**What is needed:** Produce a word-for-word copy of the listing below without its pictures.

::::::::::

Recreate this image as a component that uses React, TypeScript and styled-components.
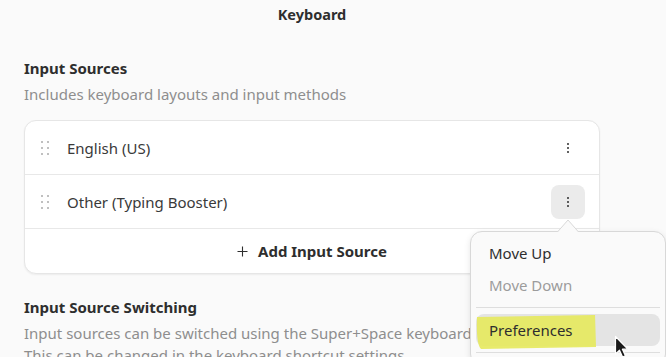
import React from "react";
import styled, { createGlobalStyle } from "styled-components";

const GlobalStyle = createGlobalStyle`
  html, body {
    margin: 0;
    padding: 0;
    background: #fafafa;
    overflow: hidden;
  }
  body {
    font-family: "Noto Sans", "Open Sans", sans-serif;
    color: #2e2e2e;
  }
`;

const Page = styled.div`
  position: relative;
  width: 666px;
  height: 357px;
  overflow: hidden;
  background: #fafafa;
`;

const Window = styled.div`
  width: 624px;
  display: flex;
  flex-direction: column;
`;

const HeaderBar = styled.header`
  height: 27px;
  display: flex;
  align-items: center;
  justify-content: center;
`;

const Title = styled.h1`
  margin: 0;
  font-size: 14.5px;
  font-weight: 700;
  color: #2e2e2e;
`;

const Content = styled.main`
  display: flex;
  flex-direction: column;
  padding: 30px 24px 0;
`;

const Section = styled.section<{ $gap?: number }>`
  display: flex;
  flex-direction: column;
  margin-top: ${(p) => p.$gap ?? 0}px;
`;

const SectionTitle = styled.h2`
  margin: 0;
  font-size: 15px;
  line-height: 22px;
  font-weight: 700;
  color: #2e2e2e;
`;

const SectionDesc = styled.p`
  margin: 4px 0 0;
  font-size: 15px;
  line-height: 22px;
  color: #8e8e8e;
`;

const Card = styled.div`
  margin-top: 15px;
  background: #ffffff;
  border: 1px solid #e6e6e6;
  border-radius: 12px;
  box-shadow: 0 1px 2px rgba(0, 0, 0, 0.06);
  display: flex;
  flex-direction: column;
`;

const Row = styled.div`
  height: 54px;
  box-sizing: border-box;
  display: flex;
  align-items: center;
  padding: 0 14px 0 16px;
  border-bottom: 1px solid #e8e8e8;
`;

const Handle = styled.span`
  display: grid;
  grid-template-columns: repeat(2, 2px);
  grid-auto-rows: 2px;
  column-gap: 4px;
  row-gap: 4px;
  width: 10px;
  margin-right: 16px;

  & > i {
    background: #ababab;
    border-radius: 1px;
  }
`;

const RowLabel = styled.span`
  flex: 1;
  font-size: 15px;
  color: #3a3a3a;
`;

const MenuAnchor = styled.div`
  position: relative;
`;

const MenuButton = styled.button<{ $active?: boolean }>`
  width: 34px;
  height: 34px;
  border: none;
  border-radius: 8px;
  padding: 0;
  display: flex;
  flex-direction: column;
  align-items: center;
  justify-content: center;
  gap: 2px;
  background: ${(p) => (p.$active ? "#ebebeb" : "transparent")};

  & > i {
    width: 2px;
    height: 2px;
    background: #2e2e2e;
    border-radius: 1px;
  }
`;

const AddRow = styled.div`
  height: 44px;
  display: flex;
  align-items: center;
  justify-content: center;
  gap: 10px;
  font-size: 15px;
  font-weight: 700;
  color: #2e2e2e;
`;

const Popover = styled.div`
  position: absolute;
  top: 46px;
  left: -81px;
  width: 196px;
  box-sizing: border-box;
  padding: 5px 5px 6px;
  background: #fafafa;
  border: 1px solid #d8d8d8;
  border-radius: 12px;
  box-shadow: 0 2px 6px rgba(0, 0, 0, 0.1);
  z-index: 5;
`;

const PopArrow = styled.svg`
  position: absolute;
  top: -13px;
  left: 86px;
`;

const MenuItem = styled.div<{ $disabled?: boolean; $hover?: boolean }>`
  position: relative;
  height: 32px;
  display: flex;
  align-items: center;
  padding: 0 13px;
  border-radius: 8px;
  font-size: 15px;
  color: ${(p) => (p.$disabled ? "#9c9c9c" : "#2e2e2e")};
  background: ${(p) => (p.$hover ? "#e4e4e4" : "transparent")};

  & > span {
    position: relative;
  }
`;

const MenuSep = styled.div`
  height: 1px;
  background: #dedede;
  margin: 6px 0;
`;

const Highlight = styled.svg`
  position: absolute;
  left: -1px;
  top: 0;
`;

const Cursor = styled.svg`
  position: absolute;
  left: 614px;
  top: 335px;
  z-index: 10;
`;

const dots = (n: number) => Array.from({ length: n }, (_, i) => <i key={i} />);

const Kebab = ({ active }: { active?: boolean }) => (
  <MenuButton $active={active}>{dots(3)}</MenuButton>
);

const Plus = () => (
  <svg width="11" height="11" viewBox="0 0 11 11">
    <path d="M5.5 0.5v10M0.5 5.5h10" stroke="#2e2e2e" strokeWidth="1.1" />
  </svg>
);

export default function App() {
  return (
    <Page>
      <GlobalStyle />
      <Window>
        <HeaderBar>
          <Title>Keyboard</Title>
        </HeaderBar>
        <Content>
          <Section>
            <SectionTitle>Input Sources</SectionTitle>
            <SectionDesc>Includes keyboard layouts and input methods</SectionDesc>
            <Card>
              <Row>
                <Handle>{dots(6)}</Handle>
                <RowLabel>English (US)</RowLabel>
                <Kebab />
              </Row>
              <Row>
                <Handle>{dots(6)}</Handle>
                <RowLabel>Other (Typing Booster)</RowLabel>
                <MenuAnchor>
                  <Kebab active />
                  <Popover>
                    <PopArrow width="22" height="14" viewBox="0 0 22 14">
                      <path d="M0 13.5 L11 1 L22 13.5" fill="#fafafa" stroke="#d8d8d8" strokeWidth="1" />
                      <rect x="0" y="13" width="22" height="2" fill="#fafafa" />
                    </PopArrow>
                    <MenuItem>Move Up</MenuItem>
                    <MenuItem $disabled>Move Down</MenuItem>
                    <MenuSep />
                    <MenuItem $hover>
                      <Highlight width="124" height="35" viewBox="0 0 124 35">
                        <path d="M2 3 L120 1 L121 33 L6 35 Q1 30 2 3 Z" fill="#e6e95c" opacity="0.9" />
                      </Highlight>
                      <span>Preferences</span>
                    </MenuItem>
                    <MenuSep />
                  </Popover>
                </MenuAnchor>
              </Row>
              <AddRow>
                <Plus />
                Add Input Source
              </AddRow>
            </Card>
          </Section>
          <Section $gap={22}>
            <SectionTitle>Input Source Switching</SectionTitle>
            <SectionDesc>
              Input sources can be switched using the Super+Space keyboard shortcut.
              <br />
              This can be changed in the keyboard shortcut settings.
            </SectionDesc>
          </Section>
        </Content>
      </Window>
      <Cursor width="16" height="24" viewBox="0 0 16 24">
        <path d="M1.5 1.5 L1.5 19 L5.5 15.2 L8.6 22 L11.4 20.8 L8.4 14.2 L13.8 14.2 Z" fill="#1a1a1a" stroke="#ffffff" strokeWidth="1.2" strokeLinejoin="round" />
      </Cursor>
    </Page>
  );
}
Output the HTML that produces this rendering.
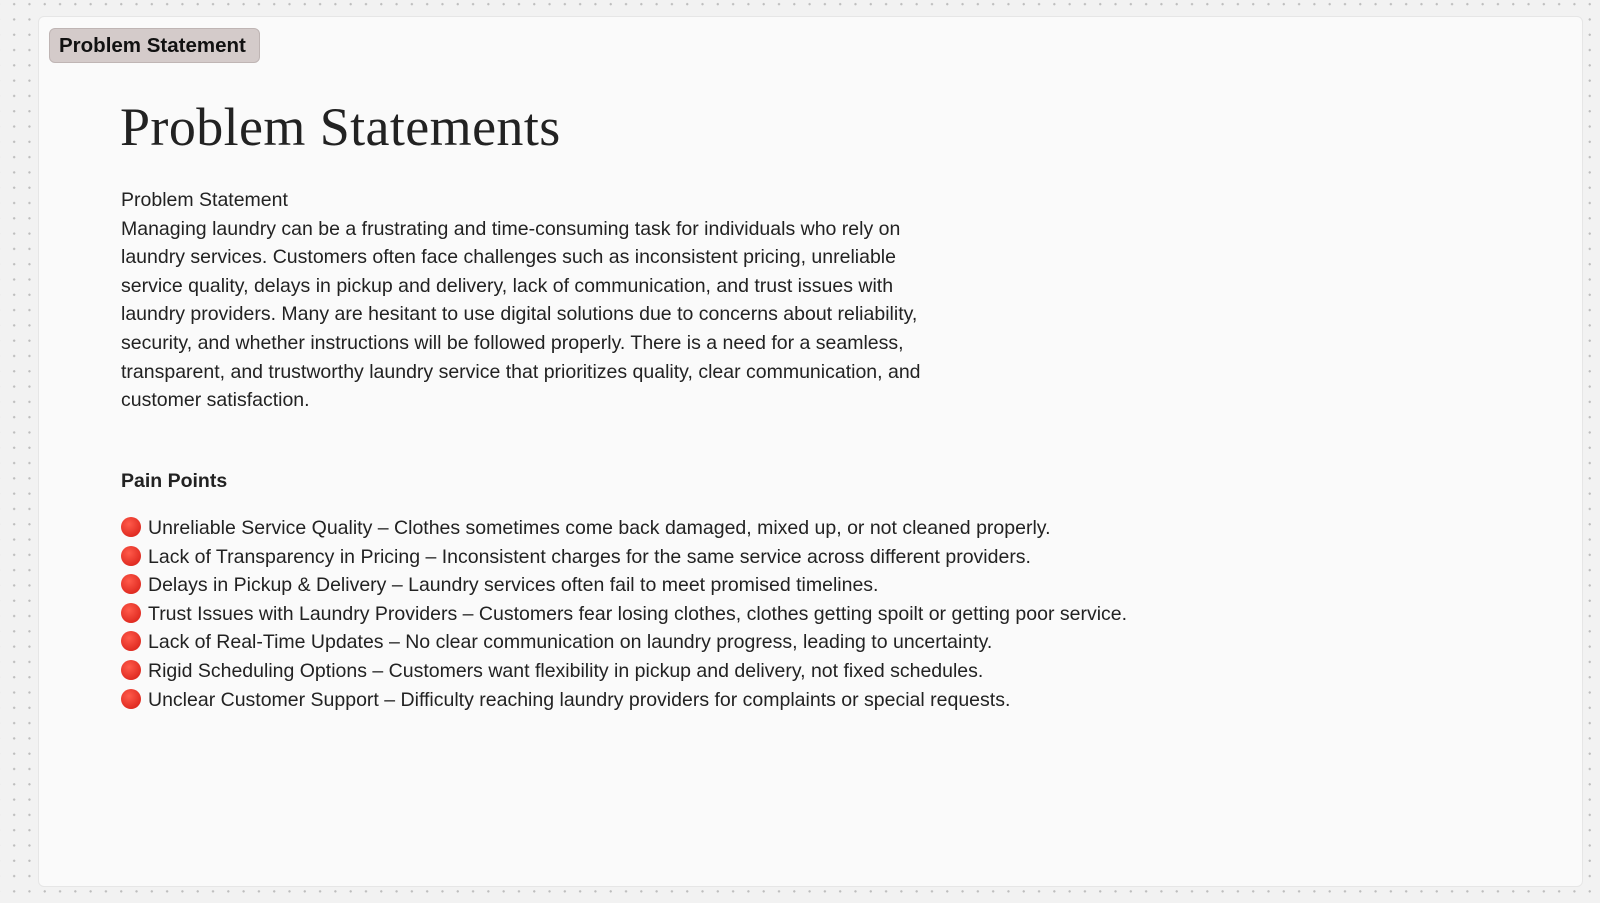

::::::::::

**Written solution:**
Recreate this image as a component that uses React, TypeScript and styled-components.
import React from "react";
import styled, { createGlobalStyle } from "styled-components";

const GlobalStyle = createGlobalStyle`
  html, body {
    margin: 0;
    padding: 0;
    background: #fafafa;
    overflow: hidden;
  }
  body {
    font-family: "Noto Sans", "Open Sans", sans-serif;
    color: #2e2e2e;
  }
`;

const Page = styled.div`
  position: relative;
  width: 666px;
  height: 357px;
  overflow: hidden;
  background: #fafafa;
`;

const Window = styled.div`
  width: 624px;
  display: flex;
  flex-direction: column;
`;

const HeaderBar = styled.header`
  height: 27px;
  display: flex;
  align-items: center;
  justify-content: center;
`;

const Title = styled.h1`
  margin: 0;
  font-size: 14.5px;
  font-weight: 700;
  color: #2e2e2e;
`;

const Content = styled.main`
  display: flex;
  flex-direction: column;
  padding: 30px 24px 0;
`;

const Section = styled.section<{ $gap?: number }>`
  display: flex;
  flex-direction: column;
  margin-top: ${(p) => p.$gap ?? 0}px;
`;

const SectionTitle = styled.h2`
  margin: 0;
  font-size: 15px;
  line-height: 22px;
  font-weight: 700;
  color: #2e2e2e;
`;

const SectionDesc = styled.p`
  margin: 4px 0 0;
  font-size: 15px;
  line-height: 22px;
  color: #8e8e8e;
`;

const Card = styled.div`
  margin-top: 15px;
  background: #ffffff;
  border: 1px solid #e6e6e6;
  border-radius: 12px;
  box-shadow: 0 1px 2px rgba(0, 0, 0, 0.06);
  display: flex;
  flex-direction: column;
`;

const Row = styled.div`
  height: 54px;
  box-sizing: border-box;
  display: flex;
  align-items: center;
  padding: 0 14px 0 16px;
  border-bottom: 1px solid #e8e8e8;
`;

const Handle = styled.span`
  display: grid;
  grid-template-columns: repeat(2, 2px);
  grid-auto-rows: 2px;
  column-gap: 4px;
  row-gap: 4px;
  width: 10px;
  margin-right: 16px;

  & > i {
    background: #ababab;
    border-radius: 1px;
  }
`;

const RowLabel = styled.span`
  flex: 1;
  font-size: 15px;
  color: #3a3a3a;
`;

const MenuAnchor = styled.div`
  position: relative;
`;

const MenuButton = styled.button<{ $active?: boolean }>`
  width: 34px;
  height: 34px;
  border: none;
  border-radius: 8px;
  padding: 0;
  display: flex;
  flex-direction: column;
  align-items: center;
  justify-content: center;
  gap: 2px;
  background: ${(p) => (p.$active ? "#ebebeb" : "transparent")};

  & > i {
    width: 2px;
    height: 2px;
    background: #2e2e2e;
    border-radius: 1px;
  }
`;

const AddRow = styled.div`
  height: 44px;
  display: flex;
  align-items: center;
  justify-content: center;
  gap: 10px;
  font-size: 15px;
  font-weight: 700;
  color: #2e2e2e;
`;

const Popover = styled.div`
  position: absolute;
  top: 46px;
  left: -81px;
  width: 196px;
  box-sizing: border-box;
  padding: 5px 5px 6px;
  background: #fafafa;
  border: 1px solid #d8d8d8;
  border-radius: 12px;
  box-shadow: 0 2px 6px rgba(0, 0, 0, 0.1);
  z-index: 5;
`;

const PopArrow = styled.svg`
  position: absolute;
  top: -13px;
  left: 86px;
`;

const MenuItem = styled.div<{ $disabled?: boolean; $hover?: boolean }>`
  position: relative;
  height: 32px;
  display: flex;
  align-items: center;
  padding: 0 13px;
  border-radius: 8px;
  font-size: 15px;
  color: ${(p) => (p.$disabled ? "#9c9c9c" : "#2e2e2e")};
  background: ${(p) => (p.$hover ? "#e4e4e4" : "transparent")};

  & > span {
    position: relative;
  }
`;

const MenuSep = styled.div`
  height: 1px;
  background: #dedede;
  margin: 6px 0;
`;

const Highlight = styled.svg`
  position: absolute;
  left: -1px;
  top: 0;
`;

const Cursor = styled.svg`
  position: absolute;
  left: 614px;
  top: 335px;
  z-index: 10;
`;

const dots = (n: number) => Array.from({ length: n }, (_, i) => <i key={i} />);

const Kebab = ({ active }: { active?: boolean }) => (
  <MenuButton $active={active}>{dots(3)}</MenuButton>
);

const Plus = () => (
  <svg width="11" height="11" viewBox="0 0 11 11">
    <path d="M5.5 0.5v10M0.5 5.5h10" stroke="#2e2e2e" strokeWidth="1.1" />
  </svg>
);

export default function App() {
  return (
    <Page>
      <GlobalStyle />
      <Window>
        <HeaderBar>
          <Title>Keyboard</Title>
        </HeaderBar>
        <Content>
          <Section>
            <SectionTitle>Input Sources</SectionTitle>
            <SectionDesc>Includes keyboard layouts and input methods</SectionDesc>
            <Card>
              <Row>
                <Handle>{dots(6)}</Handle>
                <RowLabel>English (US)</RowLabel>
                <Kebab />
              </Row>
              <Row>
                <Handle>{dots(6)}</Handle>
                <RowLabel>Other (Typing Booster)</RowLabel>
                <MenuAnchor>
                  <Kebab active />
                  <Popover>
                    <PopArrow width="22" height="14" viewBox="0 0 22 14">
                      <path d="M0 13.5 L11 1 L22 13.5" fill="#fafafa" stroke="#d8d8d8" strokeWidth="1" />
                      <rect x="0" y="13" width="22" height="2" fill="#fafafa" />
                    </PopArrow>
                    <MenuItem>Move Up</MenuItem>
                    <MenuItem $disabled>Move Down</MenuItem>
                    <MenuSep />
                    <MenuItem $hover>
                      <Highlight width="124" height="35" viewBox="0 0 124 35">
                        <path d="M2 3 L120 1 L121 33 L6 35 Q1 30 2 3 Z" fill="#e6e95c" opacity="0.9" />
                      </Highlight>
                      <span>Preferences</span>
                    </MenuItem>
                    <MenuSep />
                  </Popover>
                </MenuAnchor>
              </Row>
              <AddRow>
                <Plus />
                Add Input Source
              </AddRow>
            </Card>
          </Section>
          <Section $gap={22}>
            <SectionTitle>Input Source Switching</SectionTitle>
            <SectionDesc>
              Input sources can be switched using the Super+Space keyboard shortcut.
              <br />
              This can be changed in the keyboard shortcut settings.
            </SectionDesc>
          </Section>
        </Content>
      </Window>
      <Cursor width="16" height="24" viewBox="0 0 16 24">
        <path d="M1.5 1.5 L1.5 19 L5.5 15.2 L8.6 22 L11.4 20.8 L8.4 14.2 L13.8 14.2 Z" fill="#1a1a1a" stroke="#ffffff" strokeWidth="1.2" strokeLinejoin="round" />
      </Cursor>
    </Page>
  );
}
Output the HTML that produces this rendering.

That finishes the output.